BY JOHN K. WILSON
At Minding the Campus, Peter Wood’s essay about “The Case for Colonialism” article argues this:
“And perhaps we should not forget the names of those thousands who signed the petitions. It might be a good exercise for deans and provosts who have received from academic search committee recommendations to appoint candidates for academic positions to match those names against the list of signatories. Signing such petitions, after all, is a public declaration of hostility to the very principles that the university say are ‘bedrock.’ A candidate’s name on such a petition at least raises a question of whether such a person is to be relied on to uphold the standards of a free intellectual community.”

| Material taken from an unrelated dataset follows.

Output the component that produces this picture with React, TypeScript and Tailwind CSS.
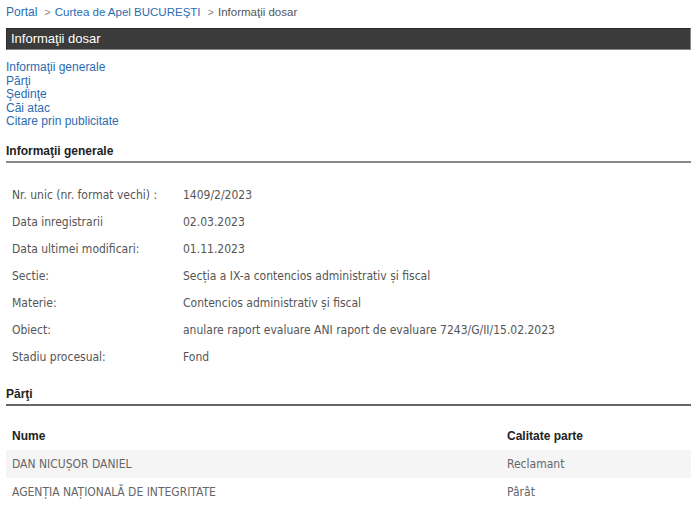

This is an extraordinarily alarming and disturbing call for a blacklist. Actually, Peter Wood’s essay raises the question of whether he can be relied on to uphold the standards of a free intellectual community. But that still wouldn’t be a good reason to ban him from being hired as a professor. Professors should be judged on their academic credentials, not their political views (including whether or not they support someone’s view of academic freedom). Nor should professors be banned from jobs for their hostility to “bedrock” principles, whether one thinks those bedrock values are traditional scholarship or diversity or social justice.
A blacklist against scholars who sign petitions criticizing articles is a radical step toward repression. It’s even more alarming because Wood is equating a petition with a threat of violence, which is a despicable smear against people who (even if they might be misguided) merely dislike the content and the process by which this essay was published. The death threats in this incident are a crime, and must be denounced, but Wood’s approach in blaming innocent people makes things worse. Whatever one thinks of The Case for Colonialism, we should all oppose Wood’s Case for Blacklists.